(TASK OBJECTIVE): Out of the lines in this data, how many include "with"? Give the number and nothing else.
___
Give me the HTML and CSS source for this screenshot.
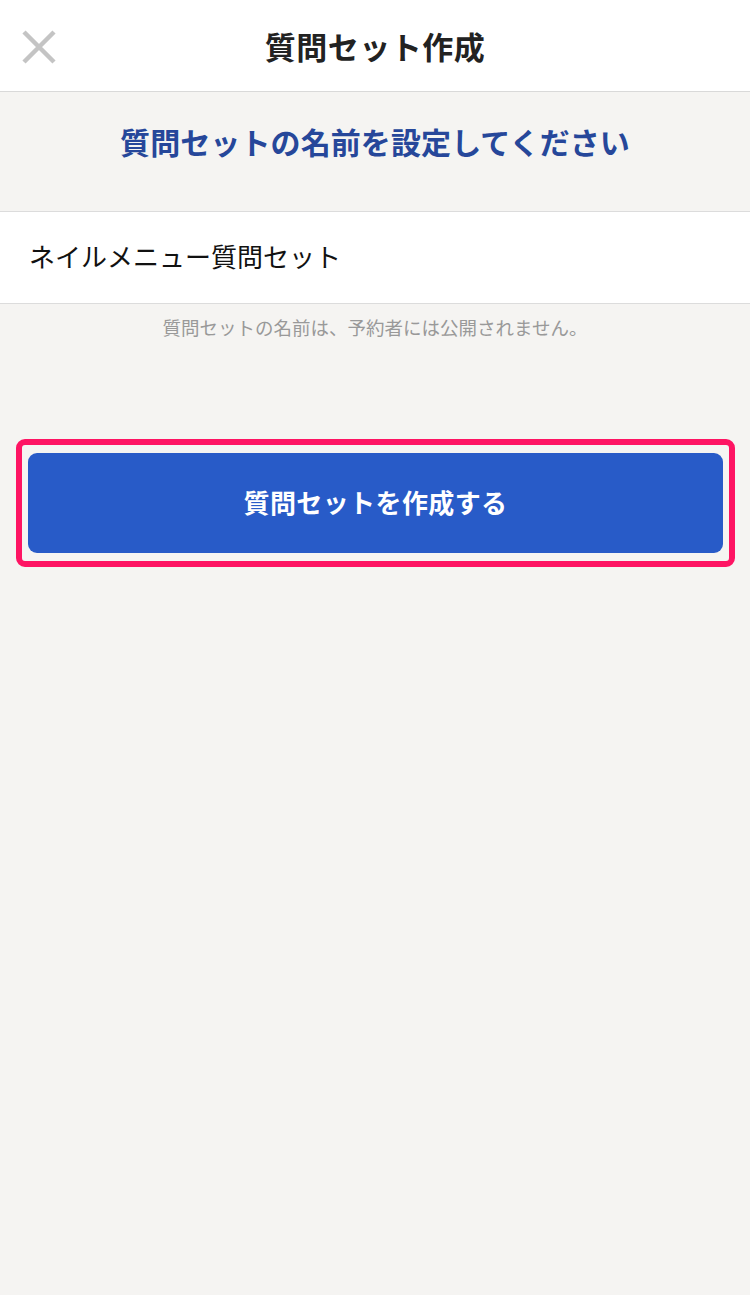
FILE: index.html
```html
<!DOCTYPE html>
<html lang="ja">
<head>
<meta charset="utf-8">
<title>質問セット作成</title>
<link rel="stylesheet" href="styles.css">
</head>
<body>
<header class="header">
  <button class="close" aria-label="閉じる">
    <svg width="34" height="34" viewBox="0 0 34 34"><path d="M2 2 L32 32 M32 2 L2 32" stroke="#c4c4c4" stroke-width="4.5" fill="none"/></svg>
  </button>
  <h1 class="title">質問セット作成</h1>
  <span></span>
</header>
<section class="lead">
  <h2 class="lead-text">質問セットの名前を設定してください</h2>
</section>
<div class="field">
  <span class="field-value">ネイルメニュー質問セット</span>
</div>
<p class="note">質問セットの名前は、予約者には公開されません。</p>
<div class="highlight">
  <button class="submit">質問セットを作成する</button>
</div>
</body>
</html>
```

FILE: styles.css
```css
html, body {
  margin: 0;
  padding: 0;
}
body {
  background: #f5f4f2;
  font-family: "Noto Sans CJK JP", "Noto Sans", sans-serif;
  width: 750px;
  min-height: 1295px;
}
.header {
  height: 91px;
  background: #fff;
  border-bottom: 1px solid #d9d9d9;
  display: grid;
  grid-template-columns: 1fr auto 1fr;
  align-items: center;
}
.close {
  justify-self: start;
  margin-left: 22px;
  margin-top: 2px;
  padding: 0;
  border: 0;
  background: none;
  width: 34px;
  height: 34px;
  display: flex;
}
.title {
  margin: 0;
  font-size: 31px;
  font-weight: 700;
  color: #222;
  line-height: 40px;
  letter-spacing: 0.5px;
}
.lead {
  height: 120px;
  box-sizing: border-box;
  padding-top: 29px;
  border-bottom: 1px solid #dcdcdc;
}
.lead-text {
  margin: 0;
  text-align: center;
  font-size: 30px;
  font-weight: 700;
  color: #26479a;
  line-height: 40px;
  letter-spacing: 0.1px;
}
.field {
  height: 92px;
  box-sizing: border-box;
  padding: 0 0 4px 29px;
  background: #fff;
  border-bottom: 1px solid #dcdcdc;
  display: flex;
  align-items: center;
}
.field-value {
  font-size: 26px;
  color: #111;
}
.note {
  margin: 10px 0 0;
  text-align: center;
  font-size: 18.5px;
  line-height: 26px;
  color: #999;
}
.highlight {
  margin: 99px 15px 0 16px;
  border: 6px solid #fe1463;
  border-radius: 9px;
  padding: 8px 6px;
  display: flex;
}
.submit {
  flex: 1;
  height: 100px;
  border: 0;
  border-radius: 9px;
  background: #285bc8;
  color: #fff;
  font-family: "Noto Sans CJK JP", "Noto Sans", sans-serif;
  font-size: 26px;
  font-weight: 700;
  letter-spacing: 0.4px;
  padding: 0 0 4px;
}
```
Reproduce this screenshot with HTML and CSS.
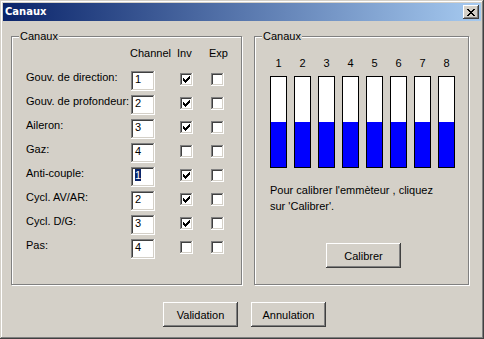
FILE: index.html
```html
<!DOCTYPE html>
<html lang="fr">
<head>
    <meta charset="UTF-8">
    <meta name="viewport" content="width=device-width, initial-scale=1.0">
    <title>Canaux</title>
    <link rel="stylesheet" href="styles.css">
</head>
<body>
    <div class="window">
        <div class="titlebar">
            <span class="title">Canaux</span>
            <button class="close" title="Fermer">
                <svg width="8" height="7" viewBox="0 0 8 7" shape-rendering="crispEdges">
                    <path fill="#000" d="M0 0h2v1H0zM6 0h2v1H6zM1 1h2v1H1zM5 1h2v1H5zM2 2h4v1H2zM3 3h2v1H3zM2 4h4v1H2zM1 5h2v1H1zM5 5h2v1H5zM0 6h2v1H0zM6 6h2v1H6z"/>
                </svg>
            </button>
        </div>

        <div class="client">
            <div class="groups">
                <fieldset class="group group-left">
                    <legend>Canaux</legend>
                    <div class="channels">
                        <span></span>
                        <span class="head head-channel">Channel</span>
                        <span class="head head-inv">Inv</span>
                        <span class="head head-exp">Exp</span>

                        <label>Gouv. de direction:</label>
                        <span class="edit">1</span>
                        <span class="chk on"><svg width="7" height="7" viewBox="0 0 7 7" shape-rendering="crispEdges"><path d="M0 2h1v3H0zM1 3h1v3H1zM2 4h1v3H2zM3 3h1v3H3zM4 2h1v3H4zM5 1h1v3H5zM6 0h1v3H6z"/></svg></span>
                        <span class="chk"></span>

                        <label>Gouv. de profondeur:</label>
                        <span class="edit">2</span>
                        <span class="chk on"><svg width="7" height="7" viewBox="0 0 7 7" shape-rendering="crispEdges"><path d="M0 2h1v3H0zM1 3h1v3H1zM2 4h1v3H2zM3 3h1v3H3zM4 2h1v3H4zM5 1h1v3H5zM6 0h1v3H6z"/></svg></span>
                        <span class="chk"></span>

                        <label>Aileron:</label>
                        <span class="edit">3</span>
                        <span class="chk on"><svg width="7" height="7" viewBox="0 0 7 7" shape-rendering="crispEdges"><path d="M0 2h1v3H0zM1 3h1v3H1zM2 4h1v3H2zM3 3h1v3H3zM4 2h1v3H4zM5 1h1v3H5zM6 0h1v3H6z"/></svg></span>
                        <span class="chk"></span>

                        <label>Gaz:</label>
                        <span class="edit">4</span>
                        <span class="chk"></span>
                        <span class="chk"></span>

                        <label>Anti-couple:</label>
                        <span class="edit"><span class="sel">1</span></span>
                        <span class="chk on"><svg width="7" height="7" viewBox="0 0 7 7" shape-rendering="crispEdges"><path d="M0 2h1v3H0zM1 3h1v3H1zM2 4h1v3H2zM3 3h1v3H3zM4 2h1v3H4zM5 1h1v3H5zM6 0h1v3H6z"/></svg></span>
                        <span class="chk"></span>

                        <label>Cycl. AV/AR:</label>
                        <span class="edit">2</span>
                        <span class="chk on"><svg width="7" height="7" viewBox="0 0 7 7" shape-rendering="crispEdges"><path d="M0 2h1v3H0zM1 3h1v3H1zM2 4h1v3H2zM3 3h1v3H3zM4 2h1v3H4zM5 1h1v3H5zM6 0h1v3H6z"/></svg></span>
                        <span class="chk"></span>

                        <label>Cycl. D/G:</label>
                        <span class="edit">3</span>
                        <span class="chk on"><svg width="7" height="7" viewBox="0 0 7 7" shape-rendering="crispEdges"><path d="M0 2h1v3H0zM1 3h1v3H1zM2 4h1v3H2zM3 3h1v3H3zM4 2h1v3H4zM5 1h1v3H5zM6 0h1v3H6z"/></svg></span>
                        <span class="chk"></span>

                        <label>Pas:</label>
                        <span class="edit">4</span>
                        <span class="chk"></span>
                        <span class="chk"></span>
                    </div>
                </fieldset>

                <fieldset class="group group-right">
                    <legend>Canaux</legend>
                    <div class="meters">
                        <div class="meter"><span>1</span><div class="bar"><div class="fill" style="height:50%"></div></div></div>
                        <div class="meter"><span>2</span><div class="bar"><div class="fill" style="height:50%"></div></div></div>
                        <div class="meter"><span>3</span><div class="bar"><div class="fill" style="height:50%"></div></div></div>
                        <div class="meter"><span>4</span><div class="bar"><div class="fill" style="height:50%"></div></div></div>
                        <div class="meter"><span>5</span><div class="bar"><div class="fill" style="height:50%"></div></div></div>
                        <div class="meter"><span>6</span><div class="bar"><div class="fill" style="height:50%"></div></div></div>
                        <div class="meter"><span>7</span><div class="bar"><div class="fill" style="height:50%"></div></div></div>
                        <div class="meter"><span>8</span><div class="bar"><div class="fill" style="height:50%"></div></div></div>
                    </div>
                    <p class="hint">Pour calibrer l'emmèteur , cliquez<br>sur 'Calibrer'.</p>
                    <button class="btn btn-calibrate">Calibrer</button>
                </fieldset>
            </div>

            <div class="actions">
                <button class="btn">Validation</button>
                <button class="btn">Annulation</button>
            </div>
        </div>
    </div>
</body>
</html>
```

FILE: styles.css
```css
html, body {
    margin: 0;
    padding: 0;
    background: #d4d0c8;
}
body {
    font-family: "Liberation Sans", Arial, sans-serif;
    font-size: 11px;
    line-height: 13px;
    color: #000;
}
.window {
    width: 484px;
    height: 339px;
    box-sizing: border-box;
    padding: 3px;
    background: #d4d0c8;
    box-shadow: inset -1px -1px #404040, inset 1px 1px #d4d0c8, inset -2px -2px #808080, inset 2px 2px #fff;
}
.titlebar {
    height: 18px;
    margin-bottom: 1px;
    display: flex;
    align-items: center;
    justify-content: space-between;
    background: linear-gradient(to right, #0a246a, #a6caf0);
}
.title {
    padding-left: 2px;
    font-family: "DejaVu Sans", Tahoma, sans-serif;
    font-weight: bold;
    font-size: 10px;
    line-height: 18px;
    color: #fff;
}
.close {
    width: 16px;
    height: 14px;
    margin-right: 2px;
    padding: 0;
    border: 0;
    display: flex;
    align-items: center;
    justify-content: center;
    background: #d4d0c8;
    box-shadow: inset -1px -1px #404040, inset 1px 1px #fff, inset -2px -2px #808080, inset 2px 2px #d4d0c8;
}
.client {
    padding: 8px 8px 0;
}
.groups {
    display: flex;
    gap: 12px;
    height: 255px;
}
.group {
    margin: 0;
    padding: 0;
    min-width: 0;
    border: 1px solid #808080;
    box-shadow: inset 1px 1px #fff, 1px 1px #fff;
}
.group legend {
    margin-left: 7px;
    padding: 0 1px;
    line-height: 13px;
    background: #d4d0c8;
}
.group-left {
    width: 231px;
    box-sizing: border-box;
}
.group-right {
    width: 215px;
    box-sizing: border-box;
}

/* channel table */
.channels {
    display: grid;
    grid-template-columns: 105px 49px 31px 13px;
    grid-auto-rows: 20px;
    row-gap: 4px;
    padding: 4px 0 0 14px;
}
.head {
    white-space: nowrap;
}
.head-channel {
    margin-left: -1px;
}
.head-inv {
    margin-left: -3px;
}
.head-exp {
    margin-left: -2px;
}
.channels label {
    white-space: nowrap;
}
.edit {
    width: 24px;
    height: 20px;
    box-sizing: border-box;
    padding: 2px 2px 1px 4px;
    background: #fff;
    box-shadow: inset -1px -1px #fff, inset 1px 1px #808080, inset -2px -2px #d4d0c8, inset 2px 2px #404040;
}
.sel {
    background: #0a246a;
    color: #fff;
}
.chk {
    width: 13px;
    height: 13px;
    margin-top: 2px;
    box-sizing: border-box;
    padding: 3px;
    background: #fff;
    box-shadow: inset -1px -1px #fff, inset 1px 1px #808080, inset -2px -2px #d4d0c8, inset 2px 2px #404040;
}
.chk svg {
    display: block;
}

/* meters */
.meters {
    display: flex;
    gap: 7px;
    margin-top: 14px;
    padding-left: 15px;
}
.meter {
    width: 17px;
    display: flex;
    flex-direction: column;
    align-items: center;
}
.bar {
    width: 17px;
    height: 92px;
    margin-top: 6px;
    box-sizing: border-box;
    border: 1px solid #000;
    background: #fff;
    display: flex;
    flex-direction: column;
    justify-content: flex-end;
}
.fill {
    background: #0000ff;
}
.hint {
    margin: 14px 0 0 15px;
    line-height: 16px;
}

/* buttons */
.btn {
    width: 75px;
    height: 25px;
    padding: 0;
    border: 0;
    background: #d4d0c8;
    font-family: inherit;
    font-size: 11px;
    color: #000;
    box-shadow: inset -1px -1px #404040, inset 1px 1px #fff, inset -2px -2px #808080, inset 2px 2px #d4d0c8;
}
.btn-calibrate {
    margin: 29px 0 0 71px;
}
.actions {
    display: flex;
    gap: 13px;
    margin-top: 17px;
    padding-left: 152px;
}
```
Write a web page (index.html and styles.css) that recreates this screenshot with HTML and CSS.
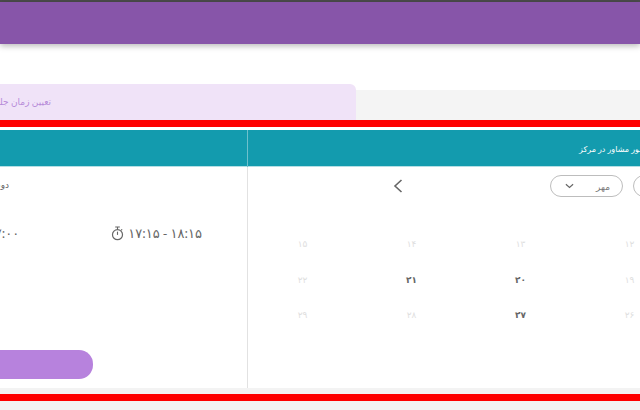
FILE: index.html
```html
<!DOCTYPE html>
<html lang="fa">
<head>
<meta charset="utf-8">
<title>تعیین زمان جلسه</title>
<link rel="stylesheet" href="styles.css">
</head>
<body>
<div class="page">
  <div class="topline"></div>
  <header class="header"></header>
  <div class="tabs">
    <div class="tab" dir="rtl">تعیین زمان جلسه مشاوره</div>
    <div class="tab-rest"></div>
  </div>
  <div class="redbar"></div>
  <main class="panel">
    <section class="side">
      <div class="head head-side" dir="rtl">انتخاب ساعت</div>
      <div class="side-body">
        <div class="day" dir="rtl">دوشنبه ۲۱ مهر</div>
        <div class="slots" dir="ltr">
          <span class="slot">
            <span class="time">۱۶:۰۰ - ۱۷:۰۰</span>
          </span>
          <span class="slot">
            <svg class="timer" viewBox="0 0 14 16" width="13" height="15"><path d="M4.500 1h5M7 1v2.500M11 4.500l1-1" fill="none" stroke="#666" stroke-width="1.200"/><circle cx="7" cy="9.300" r="5.400" fill="none" stroke="#666" stroke-width="1.300"/><path d="M7 6v3.500" fill="none" stroke="#666" stroke-width="1.200"/></svg>
            <span class="time">۱۷:۱۵ - ۱۸:۱۵</span>
          </span>
        </div>
        <button class="submit" type="button"></button>
      </div>
    </section>
    <section class="cal">
      <div class="head head-cal"><span dir="rtl">انتخاب حضور مشاور در مرکز</span></div>
      <div class="controls">
        <svg class="arrow" viewBox="0 0 10 14" width="10" height="14"><path d="M8.500 1L2 7l6.500 6" fill="none" stroke="#666" stroke-width="1.600"/></svg>
        <div class="pill">
          <svg class="caret" viewBox="0 0 10 6" width="9" height="6"><path d="M1 1l4 3.500L9 1" fill="none" stroke="#666" stroke-width="1.300"/></svg>
          <span class="pill-text">مهر</span>
        </div>
        <div class="pill pill-year"></div>
      </div>
      <div class="grid">
        <span class="date off">۱۵</span><span class="date off">۱۴</span><span class="date off">۱۳</span><span class="date off">۱۲</span>
        <span class="date off">۲۲</span><span class="date on">۲۱</span><span class="date on">۲۰</span><span class="date off">۱۹</span>
        <span class="date off">۲۹</span><span class="date off">۲۸</span><span class="date on">۲۷</span><span class="date off">۲۶</span>
      </div>
    </section>
  </main>
  <div class="band"></div>
  <div class="redbar redbar-low"></div>
  <div class="band-end"></div>
</div>
</body>
</html>
```

FILE: styles.css
```css
html, body {
  margin: 0;
  padding: 0;
  background: #fff;
}
.page {
  width: 640px;
  height: 410px;
  overflow: hidden;
  display: flex;
  flex-direction: column;
  font-family: "Noto Sans", "DejaVu Sans", "Liberation Sans", sans-serif;
}
.topline {
  height: 2px;
  background: #4b4b4b;
  flex: none;
}
.header {
  height: 42px;
  background: #8755a9;
  box-shadow: 0 2px 6px rgba(0, 0, 0, 0.28);
  flex: none;
}
.tabs {
  margin-top: 40px;
  height: 36px;
  display: flex;
  flex: none;
}
.tab {
  width: 356px;
  flex: none;
  box-sizing: border-box;
  padding-right: 305px;
  background: #f0e3f8;
  border-top-right-radius: 6px;
  color: #b78bd8;
  font-size: 9px;
  line-height: 36px;
  white-space: nowrap;
  overflow: hidden;
}
.tab-rest {
  flex: 1;
  margin-top: 6px;
  background: #f4f4f4;
}
.redbar {
  height: 7px;
  background: #fe0000;
  flex: none;
}
.panel {
  margin-top: 3px;
  height: 258px;
  display: flex;
  flex: none;
}
.side {
  width: 247px;
  flex: none;
  border-right: 1px solid #e2e2e2;
  display: flex;
  flex-direction: column;
}
.cal {
  flex: 1;
  min-width: 0;
  display: flex;
  flex-direction: column;
}
.head {
  height: 37px;
  box-sizing: border-box;
  background: #139bae;
  border-bottom: 1px solid #b4dfe5;
  flex: none;
  color: #fff;
  font-size: 8px;
  line-height: 37px;
  white-space: nowrap;
  overflow: hidden;
}
.head-side {
  box-shadow: 1px 0 0 #6fc0cc;
  padding-right: 247px;
}
.head-cal {
  padding-left: 331px;
}
.side-body {
  flex: 1;
  display: flex;
  flex-direction: column;
  min-height: 0;
}
.day {
  width: 9px;
  margin-top: 12px;
  height: 12px;
  font-size: 9px;
  line-height: 12px;
  color: #666;
  white-space: nowrap;
  overflow: hidden;
}
.slots {
  margin-top: 33px;
  height: 18px;
  display: flex;
  justify-content: flex-end;
  gap: 92px;
  padding-right: 45px;
  overflow: hidden;
}
.slot {
  display: flex;
  align-items: center;
  gap: 4px;
  flex: none;
  white-space: nowrap;
}
.timer {
  flex: none;
}
.time {
  font-size: 13px;
  line-height: 18px;
  color: #666;
}
.submit {
  display: block;
  margin-top: 108px;
  margin-left: -30px;
  width: 123px;
  height: 29px;
  border: 0;
  border-radius: 14px;
  background: #b782dd;
}
.controls {
  height: 22px;
  margin-top: 8px;
  display: flex;
  align-items: center;
  flex: none;
  overflow: hidden;
}
.arrow {
  margin-left: 145px;
  flex: none;
}
.pill {
  width: 73px;
  height: 22px;
  box-sizing: border-box;
  border: 1px solid #bdbdbd;
  border-radius: 11px;
  margin-left: 147px;
  flex: none;
  display: flex;
  align-items: center;
  justify-content: space-between;
  padding: 0 12px 0 14px;
}
.pill-year {
  margin-left: 10px;
}
.pill-text {
  font-size: 9px;
  color: #777;
}
.grid {
  margin-top: 41px;
  display: grid;
  grid-template-columns: repeat(4, 109px);
  grid-auto-rows: 35.5px;
  overflow: hidden;
}
.date {
  text-align: center;
  font-size: 9px;
  line-height: 12px;
}
.off {
  color: #e0e0e0;
}
.on {
  color: #666;
  font-weight: 700;
}
.band {
  height: 6px;
  background: #f3f3f3;
  flex: none;
}
.band-end {
  flex: 1;
  background: #f3f3f3;
}
```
___
(OUTPUT): 2